Earlier geography studies showed that people move because of push and pull factors. A push factor drives people away, such as war or hunger. A pull factor attracts people, such as jobs or safety. In U.S. history, both kinds of factors helped shape divisions.
The Great Migration is one important example. In the early and mid-1900s, many African Americans moved from the rural South to Northern and Midwestern cities. They hoped to escape racist violence and find industrial jobs. This movement changed music, politics, culture, and city life, but it also led to housing discrimination and tension in some neighborhoods.
The past continues to affect the present. Some communities today still show patterns created long ago by migration, segregation, and unequal laws. Neighborhoods may be separated by income or race. Job opportunities may be different from one place to another. Political disagreements can still reflect old regional and social divisions.
At the same time, the United States continues to be shaped by cooperation among diverse groups. Communities respond to disasters together, students learn in multicultural schools, workers join for fair treatment, and neighbors share traditions from many cultures. Diversity can create tension, but it can also create strength, creativity, and problem-solving.

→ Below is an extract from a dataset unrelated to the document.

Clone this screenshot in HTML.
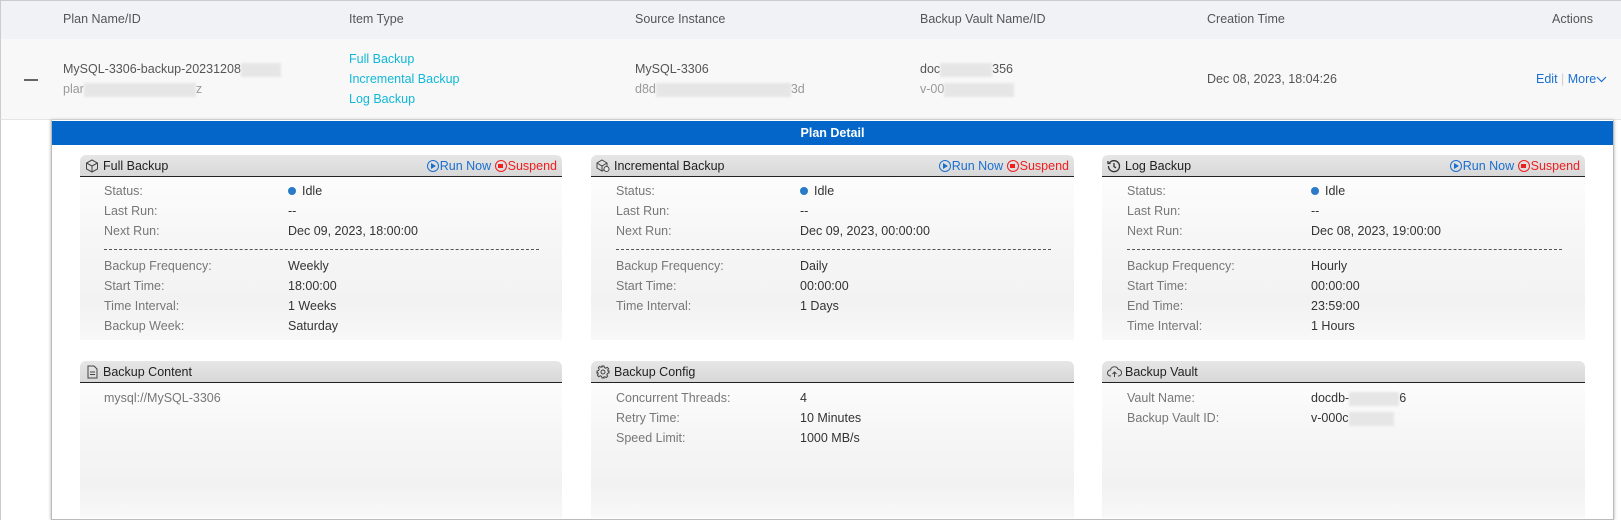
<!DOCTYPE html>
<html><head><style>
*{margin:0;padding:0;box-sizing:border-box}
body{width:1621px;height:520px;overflow:hidden;background:#fff;font-family:"Liberation Sans",Arial,sans-serif;font-size:12.5px;color:#333;position:relative}
.a{position:absolute;white-space:nowrap}
.g{color:#777}
.blur{display:inline-block;background:#e6e6e6;height:14px;vertical-align:middle;filter:blur(1px)}
.card{position:absolute;border-radius:6px 6px 0 0;background:linear-gradient(#fff 0%,#f6f6f6 45%,#f2f2f2 80%,#f8f8f8 100%)}
.ch{position:absolute;left:0;right:0;top:0;height:22px;background:linear-gradient(#e6e6e6,#d8d8d8);border-bottom:1px solid #222;border-radius:6px 6px 0 0;font-size:12.5px;color:#222;line-height:22px;padding-left:23px}
.ch svg{position:absolute;left:5px;top:4px}
.acts{position:absolute;right:5px;top:0;font-size:12.5px}
.run{color:#1a6fd0}.sus{color:#f01e1e}
.ic{display:inline-block;width:12px;height:12px;border:1.3px solid;border-radius:50%;vertical-align:-2px;position:relative;margin-right:1px}
.run .ic::after{content:"";position:absolute;left:3px;top:1.5px;border-left:5px solid #1a6fd0;border-top:3px solid transparent;border-bottom:3px solid transparent}
.sus .ic::after{content:"";position:absolute;left:2.5px;top:2.5px;width:4.5px;height:4.5px;background:#f01e1e}
.dot{display:inline-block;width:8px;height:8px;border-radius:50%;background:#2a7ac8;margin-right:6px;vertical-align:0}
.dash{position:absolute;height:0;border-top:1px dashed #555}
</style></head><body>
<div class="a" style="left:0;top:0;width:1621px;height:39px;background:#f0f2f5;border-top:1px solid #ccc;border-left:1px solid #ccc"></div>
<div class="a" style="left:0;top:39px;width:1621px;height:81px;background:#f8f8f8;border-left:1px solid #ccc;border-bottom:1px solid #e5e5e5"></div>
<div class="a" style="left:0;top:120px;width:1px;height:400px;background:#ccc"></div>
<div class="a g" style="left:63px;top:12px;color:#555">Plan Name/ID</div>
<div class="a g" style="left:349px;top:12px;color:#555">Item Type</div>
<div class="a g" style="left:635px;top:12px;color:#555">Source Instance</div>
<div class="a g" style="left:920px;top:12px;color:#555">Backup Vault Name/ID</div>
<div class="a g" style="left:1207px;top:12px;color:#555">Creation Time</div>
<div class="a g" style="left:1552px;top:12px;color:#555">Actions</div>
<div class="a" style="left:24px;top:79px;width:14px;height:2px;background:#666"></div>
<div class="a" style="left:63px;top:62px;color:#555">MySQL-3306-backup-20231208<span class="blur" style="width:40px"></span></div>
<div class="a g" style="left:63px;top:82px;color:#999">plar<span class="blur" style="width:112px"></span>z</div>
<div class="a" style="left:349px;top:52px;color:#10b8d8">Full Backup</div>
<div class="a" style="left:349px;top:72px;color:#10b8d8">Incremental Backup</div>
<div class="a" style="left:349px;top:92px;color:#10b8d8">Log Backup</div>
<div class="a" style="left:635px;top:62px;color:#555">MySQL-3306</div>
<div class="a" style="left:635px;top:82px;color:#999">d8d<span class="blur" style="width:135px"></span>3d</div>
<div class="a" style="left:920px;top:62px;color:#555">doc<span class="blur" style="width:52px"></span>356</div>
<div class="a" style="left:920px;top:82px;color:#999">v-00<span class="blur" style="width:70px"></span></div>
<div class="a" style="left:1207px;top:72px;color:#555">Dec 08, 2023, 18:04:26</div>
<div class="a" style="left:1536px;top:72px;color:#1a6fd0">Edit <span style="color:#ccc">|</span> More<svg width="11" height="8" viewBox="0 0 11 8"><path d="M1 2l4.5 4.5L10 2" fill="none" stroke="#1a6fd0" stroke-width="1.2"/></svg></div>

<div class="a" style="left:51px;top:120px;width:1563px;height:400px;border-left:1px solid #bbb;border-right:1px solid #bbb;box-shadow:0 0 3px #aaa;border-bottom:1px solid #bbb"></div>
<div class="a" style="left:52px;top:121px;width:1561px;height:24px;background:#0366c8;color:#fff;font-weight:bold;text-align:center;line-height:24px">Plan Detail</div>

<div class="card" style="left:80px;top:155px;width:482px;height:185px"><div class="ch"><svg width="14" height="14" viewBox="0 0 14 14" fill="none" stroke="#444" stroke-width="1"><path d="M7 1l5.5 3v6L7 13 1.5 10V4z M1.5 4L7 7l5.5-3 M7 7v6"/></svg>Full Backup<span class="acts"><span class="run"><span class="ic"></span>Run Now</span> <span class="sus"><span class="ic"></span>Suspend</span></span></div></div>
<div class="card" style="left:591px;top:155px;width:483px;height:185px"><div class="ch"><svg width="14" height="14" viewBox="0 0 14 14" fill="none" stroke="#444" stroke-width="1"><path d="M6 1l5 3v5L6 12 1 9V4z M1 4l5 3 5-3 M6 7v5"/><circle cx="10.5" cy="10" r="2.5" fill="#eee"/></svg>Incremental Backup<span class="acts"><span class="run"><span class="ic"></span>Run Now</span> <span class="sus"><span class="ic"></span>Suspend</span></span></div></div>
<div class="card" style="left:1102px;top:155px;width:483px;height:185px"><div class="ch"><svg width="14" height="14" viewBox="0 0 14 14" fill="none" stroke="#333" stroke-width="1.3"><path d="M2.5 4A5.5 5.5 0 1 1 1.5 7 M1 2v2.5h2.5 M7 4v3.5l2 1.5"/></svg>Log Backup<span class="acts"><span class="run"><span class="ic"></span>Run Now</span> <span class="sus"><span class="ic"></span>Suspend</span></span></div></div>

<div class="a g" style="left:104px;top:184px">Status:</div><div class="a" style="left:288px;top:184px"><span class="dot"></span>Idle</div>
<div class="a g" style="left:104px;top:204px">Last Run:</div><div class="a" style="left:288px;top:204px">--</div>
<div class="a g" style="left:104px;top:224px">Next Run:</div><div class="a" style="left:288px;top:224px">Dec 09, 2023, 18:00:00</div>
<div class="dash" style="left:104px;top:249px;width:435px"></div>
<div class="a g" style="left:104px;top:259px">Backup Frequency:</div><div class="a" style="left:288px;top:259px">Weekly</div>
<div class="a g" style="left:104px;top:279px">Start Time:</div><div class="a" style="left:288px;top:279px">18:00:00</div>
<div class="a g" style="left:104px;top:299px">Time Interval:</div><div class="a" style="left:288px;top:299px">1 Weeks</div>
<div class="a g" style="left:104px;top:319px">Backup Week:</div><div class="a" style="left:288px;top:319px">Saturday</div>
<div class="a g" style="left:616px;top:184px">Status:</div><div class="a" style="left:800px;top:184px"><span class="dot"></span>Idle</div>
<div class="a g" style="left:616px;top:204px">Last Run:</div><div class="a" style="left:800px;top:204px">--</div>
<div class="a g" style="left:616px;top:224px">Next Run:</div><div class="a" style="left:800px;top:224px">Dec 09, 2023, 00:00:00</div>
<div class="dash" style="left:616px;top:249px;width:435px"></div>
<div class="a g" style="left:616px;top:259px">Backup Frequency:</div><div class="a" style="left:800px;top:259px">Daily</div>
<div class="a g" style="left:616px;top:279px">Start Time:</div><div class="a" style="left:800px;top:279px">00:00:00</div>
<div class="a g" style="left:616px;top:299px">Time Interval:</div><div class="a" style="left:800px;top:299px">1 Days</div>
<div class="a g" style="left:1127px;top:184px">Status:</div><div class="a" style="left:1311px;top:184px"><span class="dot"></span>Idle</div>
<div class="a g" style="left:1127px;top:204px">Last Run:</div><div class="a" style="left:1311px;top:204px">--</div>
<div class="a g" style="left:1127px;top:224px">Next Run:</div><div class="a" style="left:1311px;top:224px">Dec 08, 2023, 19:00:00</div>
<div class="dash" style="left:1127px;top:249px;width:435px"></div>
<div class="a g" style="left:1127px;top:259px">Backup Frequency:</div><div class="a" style="left:1311px;top:259px">Hourly</div>
<div class="a g" style="left:1127px;top:279px">Start Time:</div><div class="a" style="left:1311px;top:279px">00:00:00</div>
<div class="a g" style="left:1127px;top:299px">End Time:</div><div class="a" style="left:1311px;top:299px">23:59:00</div>
<div class="a g" style="left:1127px;top:319px">Time Interval:</div><div class="a" style="left:1311px;top:319px">1 Hours</div>

<div class="card" style="left:80px;top:361px;width:482px;height:157px"><div class="ch"><svg width="14" height="14" viewBox="0 0 14 14" fill="none" stroke="#444" stroke-width="1"><path d="M3 1h6l3 3v9H3z M5 7h5 M5 9.5h5"/></svg>Backup Content</div></div>
<div class="card" style="left:591px;top:361px;width:483px;height:157px"><div class="ch"><svg width="14" height="14" viewBox="0 0 14 14" fill="none" stroke="#444" stroke-width="1"><circle cx="7" cy="7" r="2"/><path d="M6 1h2l.4 1.6 1.4.6 1.4-.9 1.4 1.4-.9 1.4.6 1.4L13 6v2l-1.6.4-.6 1.4.9 1.4-1.4 1.4-1.4-.9-1.4.6L8 13H6l-.4-1.6-1.4-.6-1.4.9-1.4-1.4.9-1.4-.6-1.4L1 8V6l1.6-.4.6-1.4-.9-1.4 1.4-1.4 1.4.9 1.4-.6z"/></svg>Backup Config</div></div>
<div class="card" style="left:1102px;top:361px;width:483px;height:157px"><div class="ch"><svg width="15" height="14" viewBox="0 0 15 14" fill="none" stroke="#444" stroke-width="1"><path d="M4 11H3.5a3 3 0 0 1 0-6 4 4 0 0 1 7.7-.5A3 3 0 0 1 11.5 11H11 M7.5 12V7 M5.5 9l2-2 2 2"/></svg>Backup Vault</div></div>
<div class="a g" style="left:104px;top:391px">mysql://MySQL-3306</div>
<div class="a g" style="left:616px;top:391px">Concurrent Threads:</div><div class="a" style="left:800px;top:391px">4</div>
<div class="a g" style="left:616px;top:411px">Retry Time:</div><div class="a" style="left:800px;top:411px">10 Minutes</div>
<div class="a g" style="left:616px;top:431px">Speed Limit:</div><div class="a" style="left:800px;top:431px">1000 MB/s</div>
<div class="a g" style="left:1127px;top:391px">Vault Name:</div><div class="a" style="left:1311px;top:391px">docdb-<span class="blur" style="width:50px"></span>6</div>
<div class="a g" style="left:1127px;top:411px">Backup Vault ID:</div><div class="a" style="left:1311px;top:411px">v-000c<span class="blur" style="width:45px"></span></div>
</body></html>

Understanding history helps us avoid simple answers. Different groups did not always agree, and they did not all have equal power. Some groups gained land, wealth, and influence. Others lost freedom, safety, or rights. Looking honestly at both cooperation and conflict helps explain why the nation has both unity and division.
When we study movement, geography, and human relationships, we see that divisions are not just ideas. They are connected to where people live, how they move, what resources they control, and whether laws treat them fairly. That is why the history of diverse groups in the United States is also the history of its political, economic, and social divisions.